Iran’s current reserves of 20 percent enriched uranium fully corresponds to its nuclear fuel demands, but the country will not miss its right to produce 20 percent nuclear fuel whenever needed, head of Iran’s Atomic Energy Organization (IAEO) Ali Akbar Salehi said, Iranian ISNA news agency reported on Feb. 10.
Salehi went on to say that, if Iran needs any level of enrichment in the future, and its demands are not supplied by the western side, the country itself will produce it.
“If Iran needs 60 percent enriched uranium for its peaceful program, it has the technology to do it,” he added.
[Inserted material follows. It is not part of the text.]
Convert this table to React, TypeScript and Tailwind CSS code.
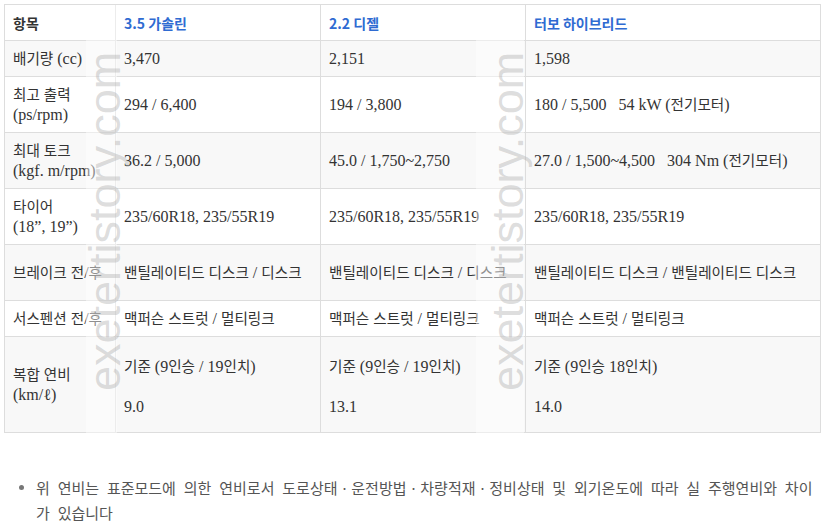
import type { ReactNode } from "react";

const HANGUL = /([\uAC00-\uD7A3\u3131-\u318E]+)/;

// serif for latin, sans for hangul runs (kept short so the line box stays 20px)
const Mix = ({ text }: { text: string }) => (
  <>
    {text.split(HANGUL).map((part, i) =>
      HANGUL.test(part) ? (
        <span key={i} className="font-['Noto_Sans_CJK_KR'] text-[14.6px] leading-[16px]">
          {part}
        </span>
      ) : (
        part
      )
    )}
  </>
);

const Lines = ({ lines }: { lines: string[] }) => (
  <>
    {lines.map((l, i) => (
      <span key={i}>
        {i > 0 && <br />}
        <Mix text={l} />
      </span>
    ))}
  </>
);

interface SpecRow {
  label: string[];
  values: string[][];
  height?: string;
}

const rows: SpecRow[] = [
  { label: ["배기량 (cc)"], values: [["3,470"], ["2,151"], ["1,598"]] },
  {
    label: ["최고 출력", "(ps/rpm)"],
    values: [["294 / 6,400"], ["194 / 3,800"], ["180 / 5,500\u00a0\u00a0 54 kW (전기모터)"]],
  },
  {
    label: ["최대 토크", "(kgf. m/rpm)"],
    values: [["36.2 / 5,000"], ["45.0 / 1,750~2,750"], ["27.0 / 1,500~4,500\u00a0\u00a0 304 Nm (전기모터)"]],
  },
  {
    label: ["타이어", "(18”, 19”)"],
    values: [["235/60R18, 235/55R19"], ["235/60R18, 235/55R19"], ["235/60R18, 235/55R19"]],
  },
  {
    label: ["브레이크 전/후"],
    values: [["밴틸레이티드 디스크 / 디스크"], ["밴틸레이티드 디스크 / 디스크"], ["밴틸레이티드 디스크 / 밴틸레이티드 디스크"]],
    height: "h-[56px]",
  },
  {
    label: ["서스펜션 전/후"],
    values: [["맥퍼슨 스트럿 / 멀티링크"], ["맥퍼슨 스트럿 / 멀티링크"], ["맥퍼슨 스트럿 / 멀티링크"]],
  },
];

const Cell = ({ children }: { children: ReactNode }) => (
  <td className="border border-[#dddddd] px-2 py-[7.5px] align-middle leading-5">{children}</td>
);

const Watermark = () => (
  <svg className="pointer-events-none absolute left-0 top-0" width="823" height="440">
    <rect x="86" y="5" width="31" height="428" fill="#ffffff" fillOpacity="0.45" />
    <rect x="476" y="5" width="48" height="428" fill="#ffffff" fillOpacity="0.45" />
    <text
      x="120"
      y="391"
      transform="rotate(-90 120 391)"
      fontFamily="'Liberation Sans', Arial, sans-serif"
      fontSize="45"
      fill="#a8a8a8"
      fillOpacity="0.4"
    >
      exetertistory.com
    </text>
    <text
      x="523"
      y="391"
      transform="rotate(-90 523 391)"
      fontFamily="'Liberation Sans', Arial, sans-serif"
      fontSize="45"
      fill="#a8a8a8"
      fillOpacity="0.4"
    >
      exetertistory.com
    </text>
  </svg>
);

export default function App() {
  return (
    <div className="relative w-[823px] h-[532px] overflow-hidden bg-white text-[#333333] font-['Liberation_Serif','Noto_Sans_CJK_KR',serif] text-[16px]">
      <table className="ml-1 mt-1 w-[816px] table-fixed border-collapse">
        <colgroup>
          <col className="w-[111px]" />
          <col className="w-[205px]" />
          <col className="w-[205px]" />
          <col className="w-[295px]" />
        </colgroup>
        <thead>
          <tr className="bg-white font-['Noto_Sans_CJK_KR',sans-serif] text-[14px] font-bold">
            <th className="border border-[#dddddd] px-2 py-[7.5px] text-left leading-5">항목</th>
            <th className="border border-[#dddddd] px-2 py-[7.5px] text-left leading-5 text-[#2f6bd2]">3.5 가솔린</th>
            <th className="border border-[#dddddd] px-2 py-[7.5px] text-left leading-5 text-[#2f6bd2]">2.2 디젤</th>
            <th className="border border-[#dddddd] px-2 py-[7.5px] text-left leading-5 text-[#2f6bd2]">터보 하이브리드</th>
          </tr>
        </thead>
        <tbody>
          {rows.map((row, i) => (
            <tr key={i} className={`${i % 2 === 0 ? "bg-[#f8f8f8]" : "bg-white"} ${row.height ?? ""}`}>
              <Cell>
                <Lines lines={row.label} />
              </Cell>
              {row.values.map((v, j) => (
                <Cell key={j}>
                  <Lines lines={v} />
                </Cell>
              ))}
            </tr>
          ))}
          <tr className="h-[96px] bg-[#f8f8f8]">
            <Cell>
              <Lines lines={["복합 연비", "(km/ℓ)"]} />
            </Cell>
            {[
              ["기준 (9인승 / 19인치)", "9.0"],
              ["기준 (9인승 / 19인치)", "13.1"],
              ["기준 (9인승 18인치)", "14.0"],
            ].map(([top, value], j) => (
              <Cell key={j}>
                <div className="pt-1">
                  <Mix text={top} />
                </div>
                <div className="mt-5">{value}</div>
              </Cell>
            ))}
          </tr>
        </tbody>
      </table>

      <ul className="mt-[42px] pl-[19px]">
        <li className="flex items-start">
          <span className="mt-[10px] h-[5px] w-[5px] shrink-0 rounded-full bg-[#777777]" />
          <p className="ml-[12px] w-[790px] font-['Noto_Sans_CJK_KR',sans-serif] text-[15px] leading-[25px] text-[#555555] [word-spacing:4.5px]">
            위 연비는 표준모드에 의한 연비로서 도로상태ㆍ운전방법ㆍ차량적재ㆍ정비상태 및 외기온도에 따라 실 주행연비와 차이
            <br />가 있습니다
          </p>
        </li>
      </ul>

      <Watermark />
    </div>
  );
}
Commenting on the west’s concerns about the Arak heavy water reactor, Salehi said weapons-grade plutonium is not produced by the Arak reactor.
“Iran does not have reprocessing plant to extract the plutonium,” he added.
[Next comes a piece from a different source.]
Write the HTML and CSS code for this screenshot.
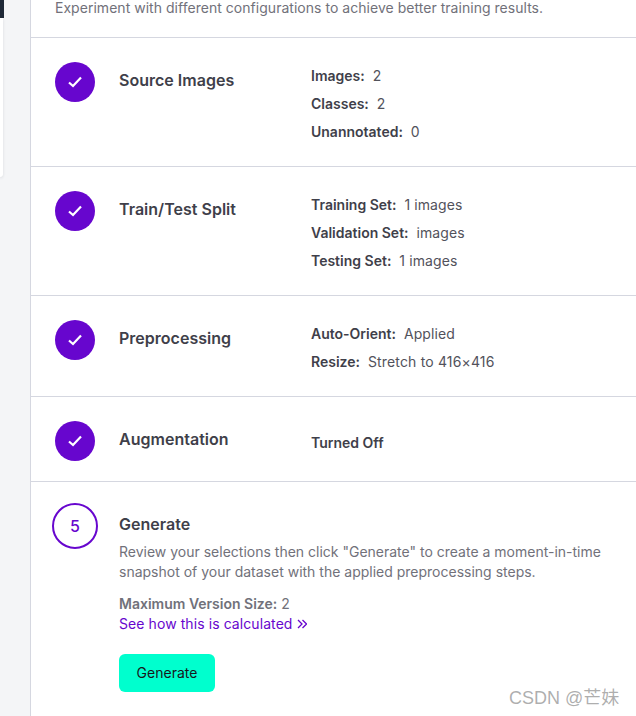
FILE: index.html
```html
<!DOCTYPE html>
<html lang="en">
<head>
<meta charset="utf-8">
<title>Generate Version</title>
<link rel="stylesheet" href="styles.css">
</head>
<body>
<aside class="rail">
  <div class="rail-dark"></div>
  <div class="rail-card"></div>
</aside>
<main class="main">
  <p class="intro">Experiment with different configurations to achieve better training results.</p>
  <section class="step step-tall">
    <div class="badge"><svg class="check" viewBox="0 0 16 16"><path d="M2 8.500 6 12 14 3.500"/></svg></div>
    <h2 class="title">Source Images</h2>
    <div class="details">
      <div class="line"><b>Images:</b> <span class="val">2</span></div>
      <div class="line"><b>Classes:</b> <span class="val">2</span></div>
      <div class="line"><b>Unannotated:</b> <span class="val">0</span></div>
    </div>
  </section>
  <section class="step step-tall">
    <div class="badge"><svg class="check" viewBox="0 0 16 16"><path d="M2 8.500 6 12 14 3.500"/></svg></div>
    <h2 class="title">Train/Test Split</h2>
    <div class="details">
      <div class="line"><b>Training Set:</b> <span class="val">1 images</span></div>
      <div class="line"><b>Validation Set:</b> <span class="val">images</span></div>
      <div class="line"><b>Testing Set:</b> <span class="val">1 images</span></div>
    </div>
  </section>
  <section class="step step-tall">
    <div class="badge"><svg class="check" viewBox="0 0 16 16"><path d="M2 8.500 6 12 14 3.500"/></svg></div>
    <h2 class="title">Preprocessing</h2>
    <div class="details">
      <div class="line"><b>Auto-Orient:</b> <span class="val">Applied</span></div>
      <div class="line"><b>Resize:</b> <span class="val val-wide">Stretch to 416×416</span></div>
    </div>
  </section>
  <section class="step step-short">
    <div class="badge"><svg class="check" viewBox="0 0 16 16"><path d="M2 8.500 6 12 14 3.500"/></svg></div>
    <h2 class="title">Augmentation</h2>
    <div class="details details-offset">
      <div class="line"><b>Turned Off</b></div>
    </div>
  </section>
  <section class="step step-current">
    <div class="badge-outline">5</div>
    <div class="current-body">
      <h2 class="title title-current">Generate</h2>
      <p class="desc">Review your selections then click "Generate" to create a moment-in-time snapshot of your dataset with the applied preprocessing steps.</p>
      <p class="size"><b>Maximum Version Size:</b> 2</p>
      <a class="calc" href="#">See how this is calculated <svg class="chev" viewBox="0 0 10 10"><path d="M1 1 5 5 1 9M5.500 1 9.500 5 5.500 9"/></svg></a>
      <button class="generate" type="button">Generate</button>
    </div>
  </section>
</main>
<div class="watermark">CSDN @芒妹</div>
</body>
</html>
```

FILE: styles.css
```css
* { box-sizing: border-box; }
html, body { margin: 0; height: 716px; overflow: hidden; }
body {
  display: flex;
  background: #f4f5f7;
  font-family: Inter, "Noto Sans CJK SC", sans-serif;
  color: #3f3f46;
  position: relative;
}
.rail { width: 30px; flex: none; }
.rail-dark { width: 4px; height: 18px; background: #1f2937; }
.rail-card {
  width: 3px;
  height: 159px;
  background: #fff;
  border-bottom-right-radius: 4px;
  box-shadow: 0 1px 3px rgba(30, 40, 60, .12);
}
.main {
  flex: 1;
  min-width: 0;
  background: #fff;
  border-left: 1px solid #d5d7e0;
}
.intro {
  margin: 0;
  height: 38px;
  padding: 1px 0 0 24px;
  font-size: 14px;
  line-height: 14px;
  letter-spacing: .03px;
  color: #71717a;
  border-bottom: 1px solid #d5d7e0;
}
.step {
  display: flex;
  align-items: flex-start;
  border-bottom: 1px solid #d5d7e0;
  padding: 24px 0 0 24px;
}
.step-tall { padding-bottom: 20px; }
.step-short { padding-bottom: 20px; }
.step-current { border-bottom: 0; padding: 21px 0 0 21px; }
.badge {
  width: 40px;
  height: 40px;
  flex: none;
  border-radius: 50%;
  background: #6706ce;
  display: flex;
  align-items: center;
  justify-content: center;
}
.check { width: 16px; height: 16px; fill: none; stroke: #fff; stroke-width: 2.2; }
.title {
  width: 192px;
  margin: 6px 0 0 24px;
  flex: none;
  font-size: 16px;
  line-height: 24px;
  font-weight: 600;
  letter-spacing: .015px;
  color: #3f3f4a;
}
.details { font-size: 14px; color: #52525b; }
.details-offset { margin-top: 8px; }
.line { height: 28px; line-height: 28px; white-space: nowrap; }
.line b { font-weight: 600; color: #3f3f4a; margin-right: 4px; }
.val { letter-spacing: .1px; }
.val-wide { letter-spacing: .16px; }
.badge-outline {
  width: 46px;
  height: 46px;
  flex: none;
  border: 2px solid #6706ce;
  border-radius: 50%;
  display: flex;
  align-items: center;
  justify-content: center;
  font-size: 16px;
  font-weight: 500;
  color: #6706ce;
}
.current-body { margin-left: 21px; min-width: 0; }
.title-current { margin: 9px 0 0; width: auto; }
.desc {
  margin: 6px 0 0;
  width: 500px;
  font-size: 14px;
  line-height: 20px;
  color: #71717a;
}
.size {
  margin: 12px 0 0;
  font-size: 14px;
  line-height: 20px;
  color: #71717a;
}
.size b { font-weight: 600; }
.calc {
  display: block;
  font-size: 14px;
  line-height: 20px;
  letter-spacing: .08px;
  color: #6706ce;
  text-decoration: none;
}
.chev { width: 10px; height: 10px; fill: none; stroke: currentColor; stroke-width: 1.3; }
.generate {
  display: block;
  margin-top: 20px;
  width: 96px;
  height: 38px;
  border: 0;
  border-radius: 6px;
  background: #00ffce;
  color: #18181b;
  font: 14px/20px Inter, sans-serif;
}
.watermark {
  position: absolute;
  left: 509px;
  top: 686px;
  font-size: 18px;
  line-height: 24px;
  font-family: "Liberation Sans", "Noto Sans CJK SC", sans-serif;
  color: rgba(120, 120, 120, .6);
  white-space: nowrap;
}
```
He also underlined that Iran can make some technical design changes to the Arak heavy water reactor in order to produce less plutonium.
Iran and the P5+1 reached a nuclear agreement on November 24, 2013. Iran has agreed to curb some of its nuclear activities including 20 percent uranium enrichment and construction activity at the Arak heavy water reactor for six months in return for sanctions relief. Iran and the P5+1 group have agreed to implement the agreement starting from Jan. 20.
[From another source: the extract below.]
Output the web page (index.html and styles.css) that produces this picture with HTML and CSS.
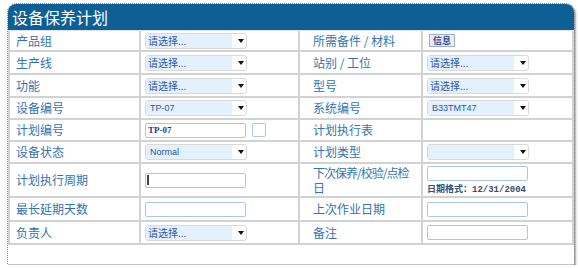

Under the agreement, six major powers agreed to give Iran access to $4.2 billion in revenues blocked overseas if it carries out the deal, which offers sanctions relief in exchange for steps to curb the Iranian nuclear program.
Iran diluted about 100 kg of nearly 20 percent pure U-235 to 450 kg of LEU (3.5 percent low enriched uranium) on Jan. 20. The arranged 164-centrifuge cascades have been disconnected, but are still active and produce LEU.
Iran currently has enough 19.75 percent enriched nuclear fuel to meet the needs of the Tehran Research Reactor (TRR) for four years.
This means Iran needs neither 3.5 percent nor 19.75 percent pure nuclear fuel for four years.